* **WRITTEN TASK**:
Print exactly the lines that run from the line containing "Clone this screenshot" to the line containing "w-[906px] border-2 border-[#acbbc2]", both included, and nothing else; pictures stay out.

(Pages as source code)
——————
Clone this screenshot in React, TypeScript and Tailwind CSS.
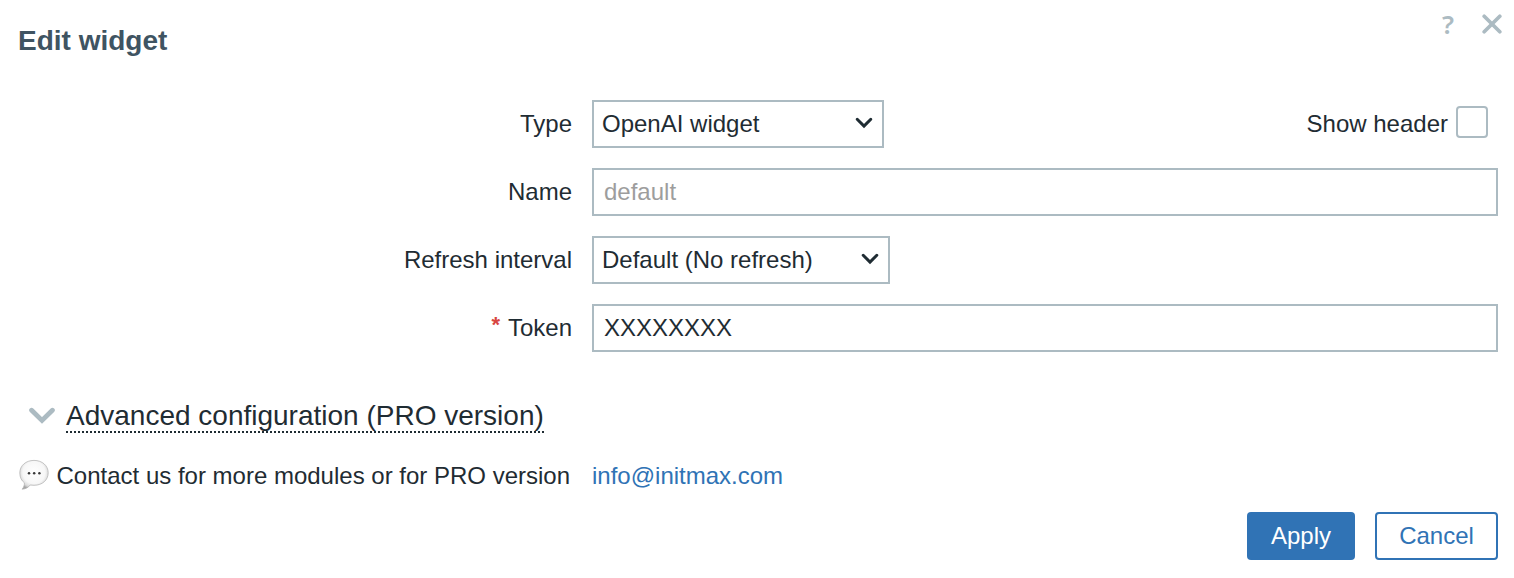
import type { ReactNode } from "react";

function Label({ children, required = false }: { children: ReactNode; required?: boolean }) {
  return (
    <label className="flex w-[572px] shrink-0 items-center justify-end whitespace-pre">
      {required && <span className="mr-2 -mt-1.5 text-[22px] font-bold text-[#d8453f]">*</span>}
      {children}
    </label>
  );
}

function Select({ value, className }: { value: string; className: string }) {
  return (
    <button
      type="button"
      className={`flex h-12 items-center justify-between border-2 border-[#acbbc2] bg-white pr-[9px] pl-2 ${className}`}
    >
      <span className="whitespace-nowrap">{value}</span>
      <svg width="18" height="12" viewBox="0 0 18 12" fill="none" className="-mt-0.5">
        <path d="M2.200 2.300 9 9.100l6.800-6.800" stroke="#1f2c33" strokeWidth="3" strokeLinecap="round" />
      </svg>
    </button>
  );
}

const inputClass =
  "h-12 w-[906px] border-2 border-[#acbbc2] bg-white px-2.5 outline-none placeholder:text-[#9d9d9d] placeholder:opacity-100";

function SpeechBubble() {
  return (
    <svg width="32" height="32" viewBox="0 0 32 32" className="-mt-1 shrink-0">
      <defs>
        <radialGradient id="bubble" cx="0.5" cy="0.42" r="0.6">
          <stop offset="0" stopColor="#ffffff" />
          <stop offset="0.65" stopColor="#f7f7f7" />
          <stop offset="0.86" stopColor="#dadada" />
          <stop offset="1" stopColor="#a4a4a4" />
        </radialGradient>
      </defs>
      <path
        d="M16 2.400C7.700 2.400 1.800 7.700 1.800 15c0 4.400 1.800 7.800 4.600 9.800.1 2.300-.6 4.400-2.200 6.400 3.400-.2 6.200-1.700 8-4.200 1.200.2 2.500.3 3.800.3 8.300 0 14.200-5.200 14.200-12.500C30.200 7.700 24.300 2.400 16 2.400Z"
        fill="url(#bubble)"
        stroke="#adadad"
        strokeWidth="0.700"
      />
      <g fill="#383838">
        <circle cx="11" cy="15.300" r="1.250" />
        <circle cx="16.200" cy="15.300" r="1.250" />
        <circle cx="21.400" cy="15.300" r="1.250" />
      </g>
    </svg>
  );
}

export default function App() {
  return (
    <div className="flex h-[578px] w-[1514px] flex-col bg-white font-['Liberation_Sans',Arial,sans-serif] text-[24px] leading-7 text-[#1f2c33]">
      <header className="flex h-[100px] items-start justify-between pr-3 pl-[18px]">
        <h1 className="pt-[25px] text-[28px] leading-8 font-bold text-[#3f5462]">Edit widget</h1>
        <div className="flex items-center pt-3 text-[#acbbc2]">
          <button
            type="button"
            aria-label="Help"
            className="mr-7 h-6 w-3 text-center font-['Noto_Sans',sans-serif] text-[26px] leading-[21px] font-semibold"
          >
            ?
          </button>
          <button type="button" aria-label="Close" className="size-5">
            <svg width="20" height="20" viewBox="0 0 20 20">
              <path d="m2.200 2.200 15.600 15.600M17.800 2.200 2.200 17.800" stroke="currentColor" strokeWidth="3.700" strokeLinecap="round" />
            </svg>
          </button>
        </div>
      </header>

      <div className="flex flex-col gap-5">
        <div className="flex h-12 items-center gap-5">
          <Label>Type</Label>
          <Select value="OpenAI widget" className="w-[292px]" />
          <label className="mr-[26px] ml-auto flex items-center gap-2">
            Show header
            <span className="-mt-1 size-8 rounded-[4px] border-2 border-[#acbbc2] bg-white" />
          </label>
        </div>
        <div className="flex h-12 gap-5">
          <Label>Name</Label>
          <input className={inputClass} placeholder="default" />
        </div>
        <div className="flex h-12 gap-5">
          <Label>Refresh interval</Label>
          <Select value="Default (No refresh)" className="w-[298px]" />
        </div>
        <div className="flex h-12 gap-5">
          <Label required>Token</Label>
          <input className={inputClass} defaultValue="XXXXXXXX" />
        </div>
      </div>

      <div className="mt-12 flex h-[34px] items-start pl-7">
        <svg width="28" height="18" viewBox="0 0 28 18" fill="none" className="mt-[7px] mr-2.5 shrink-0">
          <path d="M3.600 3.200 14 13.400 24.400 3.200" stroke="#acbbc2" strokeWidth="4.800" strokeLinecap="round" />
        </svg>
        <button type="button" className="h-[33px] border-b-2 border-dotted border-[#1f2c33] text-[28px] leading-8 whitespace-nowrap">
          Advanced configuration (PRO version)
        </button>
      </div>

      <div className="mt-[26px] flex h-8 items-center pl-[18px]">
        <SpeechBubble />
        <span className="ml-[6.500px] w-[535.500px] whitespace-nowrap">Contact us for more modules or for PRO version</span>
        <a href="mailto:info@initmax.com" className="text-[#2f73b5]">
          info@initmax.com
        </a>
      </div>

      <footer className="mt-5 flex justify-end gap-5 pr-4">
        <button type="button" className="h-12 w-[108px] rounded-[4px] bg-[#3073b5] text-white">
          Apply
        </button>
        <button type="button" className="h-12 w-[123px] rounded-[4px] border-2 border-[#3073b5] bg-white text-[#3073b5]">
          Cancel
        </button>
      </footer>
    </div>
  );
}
——————
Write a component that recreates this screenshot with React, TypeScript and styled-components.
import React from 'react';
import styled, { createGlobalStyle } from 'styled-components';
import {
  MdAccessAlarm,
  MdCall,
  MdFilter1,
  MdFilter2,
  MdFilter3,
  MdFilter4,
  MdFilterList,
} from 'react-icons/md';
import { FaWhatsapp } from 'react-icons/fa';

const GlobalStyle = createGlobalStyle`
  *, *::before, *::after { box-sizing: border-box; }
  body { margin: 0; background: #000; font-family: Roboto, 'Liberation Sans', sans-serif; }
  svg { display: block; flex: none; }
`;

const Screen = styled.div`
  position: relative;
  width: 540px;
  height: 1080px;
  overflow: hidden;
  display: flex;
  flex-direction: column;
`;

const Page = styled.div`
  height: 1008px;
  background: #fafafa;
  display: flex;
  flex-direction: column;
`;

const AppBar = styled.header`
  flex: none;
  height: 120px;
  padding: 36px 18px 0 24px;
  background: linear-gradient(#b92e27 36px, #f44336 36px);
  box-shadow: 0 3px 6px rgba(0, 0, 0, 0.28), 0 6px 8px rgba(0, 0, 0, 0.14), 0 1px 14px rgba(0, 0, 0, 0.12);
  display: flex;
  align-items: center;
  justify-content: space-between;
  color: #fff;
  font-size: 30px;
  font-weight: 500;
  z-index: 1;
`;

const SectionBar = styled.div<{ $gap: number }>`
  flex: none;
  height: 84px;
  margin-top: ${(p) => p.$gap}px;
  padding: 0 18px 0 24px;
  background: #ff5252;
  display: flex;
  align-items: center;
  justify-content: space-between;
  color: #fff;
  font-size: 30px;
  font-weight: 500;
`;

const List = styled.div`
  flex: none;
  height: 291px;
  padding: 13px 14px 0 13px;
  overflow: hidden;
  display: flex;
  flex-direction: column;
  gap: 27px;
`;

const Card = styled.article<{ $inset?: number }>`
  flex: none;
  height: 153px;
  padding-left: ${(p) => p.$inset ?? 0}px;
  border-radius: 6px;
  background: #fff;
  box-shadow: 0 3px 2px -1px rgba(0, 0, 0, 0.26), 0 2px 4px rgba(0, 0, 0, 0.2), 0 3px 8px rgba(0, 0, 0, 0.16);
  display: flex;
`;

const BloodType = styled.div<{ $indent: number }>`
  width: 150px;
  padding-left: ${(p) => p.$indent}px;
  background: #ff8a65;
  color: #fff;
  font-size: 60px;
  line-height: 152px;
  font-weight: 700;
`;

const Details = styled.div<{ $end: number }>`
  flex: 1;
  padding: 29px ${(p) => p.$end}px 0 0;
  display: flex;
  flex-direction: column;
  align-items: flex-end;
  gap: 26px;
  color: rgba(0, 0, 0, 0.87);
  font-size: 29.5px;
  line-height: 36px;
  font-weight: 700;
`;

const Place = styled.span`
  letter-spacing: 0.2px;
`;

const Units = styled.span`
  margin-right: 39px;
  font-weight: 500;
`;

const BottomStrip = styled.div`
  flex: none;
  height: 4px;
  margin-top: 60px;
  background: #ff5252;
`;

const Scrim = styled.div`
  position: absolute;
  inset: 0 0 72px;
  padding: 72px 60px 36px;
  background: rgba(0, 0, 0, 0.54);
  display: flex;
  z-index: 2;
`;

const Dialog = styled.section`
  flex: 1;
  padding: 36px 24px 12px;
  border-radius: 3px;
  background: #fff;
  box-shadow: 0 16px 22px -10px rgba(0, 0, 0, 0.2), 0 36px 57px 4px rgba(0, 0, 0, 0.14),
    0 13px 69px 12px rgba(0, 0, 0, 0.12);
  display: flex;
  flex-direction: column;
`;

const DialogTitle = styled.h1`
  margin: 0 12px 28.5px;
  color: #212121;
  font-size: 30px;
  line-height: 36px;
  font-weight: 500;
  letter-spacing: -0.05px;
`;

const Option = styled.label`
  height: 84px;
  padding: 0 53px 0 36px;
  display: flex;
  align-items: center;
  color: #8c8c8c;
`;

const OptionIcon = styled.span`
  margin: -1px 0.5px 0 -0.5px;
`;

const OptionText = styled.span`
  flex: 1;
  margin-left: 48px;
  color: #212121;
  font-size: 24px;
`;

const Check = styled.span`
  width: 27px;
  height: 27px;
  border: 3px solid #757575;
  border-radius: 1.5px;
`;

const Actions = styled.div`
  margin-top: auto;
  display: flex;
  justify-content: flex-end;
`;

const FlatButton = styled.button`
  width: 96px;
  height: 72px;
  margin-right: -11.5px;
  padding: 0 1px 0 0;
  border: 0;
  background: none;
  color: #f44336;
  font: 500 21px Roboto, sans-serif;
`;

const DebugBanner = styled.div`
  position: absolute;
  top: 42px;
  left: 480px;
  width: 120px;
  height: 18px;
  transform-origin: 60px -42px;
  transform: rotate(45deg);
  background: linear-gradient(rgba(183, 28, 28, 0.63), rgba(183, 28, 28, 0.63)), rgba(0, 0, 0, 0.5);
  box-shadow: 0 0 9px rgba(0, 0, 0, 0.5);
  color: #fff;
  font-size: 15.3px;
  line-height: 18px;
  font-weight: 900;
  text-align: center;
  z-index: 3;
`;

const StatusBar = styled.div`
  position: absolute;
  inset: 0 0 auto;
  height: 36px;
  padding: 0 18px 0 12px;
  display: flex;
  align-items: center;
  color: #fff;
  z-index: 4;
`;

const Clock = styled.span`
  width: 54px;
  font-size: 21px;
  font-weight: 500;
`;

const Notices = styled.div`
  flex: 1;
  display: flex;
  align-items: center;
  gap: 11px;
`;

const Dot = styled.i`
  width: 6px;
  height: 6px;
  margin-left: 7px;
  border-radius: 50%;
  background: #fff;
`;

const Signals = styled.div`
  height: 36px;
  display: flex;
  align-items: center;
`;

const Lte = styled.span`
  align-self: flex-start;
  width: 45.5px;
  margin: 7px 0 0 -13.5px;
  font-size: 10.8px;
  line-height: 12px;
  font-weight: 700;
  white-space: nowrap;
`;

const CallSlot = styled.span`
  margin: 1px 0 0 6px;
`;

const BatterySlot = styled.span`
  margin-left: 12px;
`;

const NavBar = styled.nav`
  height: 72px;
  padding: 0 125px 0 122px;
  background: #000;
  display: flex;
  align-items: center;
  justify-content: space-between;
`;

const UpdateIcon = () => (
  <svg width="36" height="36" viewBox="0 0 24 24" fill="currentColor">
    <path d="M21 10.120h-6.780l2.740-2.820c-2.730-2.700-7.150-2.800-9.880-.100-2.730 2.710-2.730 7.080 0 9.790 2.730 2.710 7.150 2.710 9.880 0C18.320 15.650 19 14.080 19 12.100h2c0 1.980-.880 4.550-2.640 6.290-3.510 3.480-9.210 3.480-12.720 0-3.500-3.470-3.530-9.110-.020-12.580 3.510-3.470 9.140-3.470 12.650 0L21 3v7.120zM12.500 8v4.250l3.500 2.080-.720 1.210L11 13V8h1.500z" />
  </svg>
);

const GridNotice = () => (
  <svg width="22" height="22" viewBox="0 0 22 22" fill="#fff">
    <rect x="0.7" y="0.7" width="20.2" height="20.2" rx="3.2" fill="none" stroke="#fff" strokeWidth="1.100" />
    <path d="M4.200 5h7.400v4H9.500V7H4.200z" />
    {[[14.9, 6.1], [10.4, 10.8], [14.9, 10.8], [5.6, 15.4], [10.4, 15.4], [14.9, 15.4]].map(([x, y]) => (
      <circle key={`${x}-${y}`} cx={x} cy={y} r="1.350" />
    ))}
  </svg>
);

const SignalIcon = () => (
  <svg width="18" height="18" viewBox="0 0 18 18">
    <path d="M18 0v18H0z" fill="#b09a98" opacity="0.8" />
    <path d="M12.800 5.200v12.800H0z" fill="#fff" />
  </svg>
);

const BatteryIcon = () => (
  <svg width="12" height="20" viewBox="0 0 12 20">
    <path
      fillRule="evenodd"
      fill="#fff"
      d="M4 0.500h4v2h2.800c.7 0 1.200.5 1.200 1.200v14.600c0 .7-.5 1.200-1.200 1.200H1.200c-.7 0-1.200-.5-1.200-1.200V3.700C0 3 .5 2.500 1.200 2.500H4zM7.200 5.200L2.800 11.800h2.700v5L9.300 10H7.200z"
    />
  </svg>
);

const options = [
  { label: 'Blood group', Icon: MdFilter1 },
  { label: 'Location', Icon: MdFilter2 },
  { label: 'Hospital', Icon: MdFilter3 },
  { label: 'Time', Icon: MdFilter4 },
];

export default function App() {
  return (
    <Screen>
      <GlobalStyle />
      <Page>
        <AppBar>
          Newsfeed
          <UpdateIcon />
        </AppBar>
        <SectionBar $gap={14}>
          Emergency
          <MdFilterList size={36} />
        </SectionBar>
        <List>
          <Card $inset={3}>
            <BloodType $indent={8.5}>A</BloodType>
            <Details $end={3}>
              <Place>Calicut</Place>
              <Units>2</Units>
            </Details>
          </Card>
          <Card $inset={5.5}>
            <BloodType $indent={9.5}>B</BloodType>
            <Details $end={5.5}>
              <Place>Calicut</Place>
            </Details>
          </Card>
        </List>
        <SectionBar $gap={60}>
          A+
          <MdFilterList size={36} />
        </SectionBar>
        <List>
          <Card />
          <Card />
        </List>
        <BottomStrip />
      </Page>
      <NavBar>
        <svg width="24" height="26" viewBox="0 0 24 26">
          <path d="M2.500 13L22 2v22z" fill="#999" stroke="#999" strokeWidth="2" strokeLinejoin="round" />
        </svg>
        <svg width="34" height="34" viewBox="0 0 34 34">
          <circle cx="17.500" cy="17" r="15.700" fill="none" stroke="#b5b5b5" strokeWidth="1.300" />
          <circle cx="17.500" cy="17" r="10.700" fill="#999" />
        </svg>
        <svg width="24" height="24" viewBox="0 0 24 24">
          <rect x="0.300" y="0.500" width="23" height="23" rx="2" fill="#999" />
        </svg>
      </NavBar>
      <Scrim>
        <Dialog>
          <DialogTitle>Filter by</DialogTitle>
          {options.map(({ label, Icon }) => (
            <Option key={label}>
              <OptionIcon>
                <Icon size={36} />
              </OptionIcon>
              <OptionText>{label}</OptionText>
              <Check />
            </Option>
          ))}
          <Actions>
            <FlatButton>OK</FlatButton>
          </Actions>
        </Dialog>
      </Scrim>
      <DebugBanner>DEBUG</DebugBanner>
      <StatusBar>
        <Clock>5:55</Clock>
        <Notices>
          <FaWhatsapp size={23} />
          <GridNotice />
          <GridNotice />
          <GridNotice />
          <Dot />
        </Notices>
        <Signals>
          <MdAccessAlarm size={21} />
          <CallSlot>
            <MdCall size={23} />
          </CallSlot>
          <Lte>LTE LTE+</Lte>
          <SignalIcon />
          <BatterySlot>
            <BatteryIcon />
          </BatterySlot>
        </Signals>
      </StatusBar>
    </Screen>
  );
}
——————
* **TASK RESPONSE**:
Clone this screenshot in React, TypeScript and Tailwind CSS.
import type { ReactNode } from "react";

function Label({ children, required = false }: { children: ReactNode; required?: boolean }) {
  return (
    <label className="flex w-[572px] shrink-0 items-center justify-end whitespace-pre">
      {required && <span className="mr-2 -mt-1.5 text-[22px] font-bold text-[#d8453f]">*</span>}
      {children}
    </label>
  );
}

function Select({ value, className }: { value: string; className: string }) {
  return (
    <button
      type="button"
      className={`flex h-12 items-center justify-between border-2 border-[#acbbc2] bg-white pr-[9px] pl-2 ${className}`}
    >
      <span className="whitespace-nowrap">{value}</span>
      <svg width="18" height="12" viewBox="0 0 18 12" fill="none" className="-mt-0.5">
        <path d="M2.200 2.300 9 9.100l6.800-6.800" stroke="#1f2c33" strokeWidth="3" strokeLinecap="round" />
      </svg>
    </button>
  );
}

const inputClass =
  "h-12 w-[906px] border-2 border-[#acbbc2] bg-white px-2.5 outline-none placeholder:text-[#9d9d9d] placeholder:opacity-100";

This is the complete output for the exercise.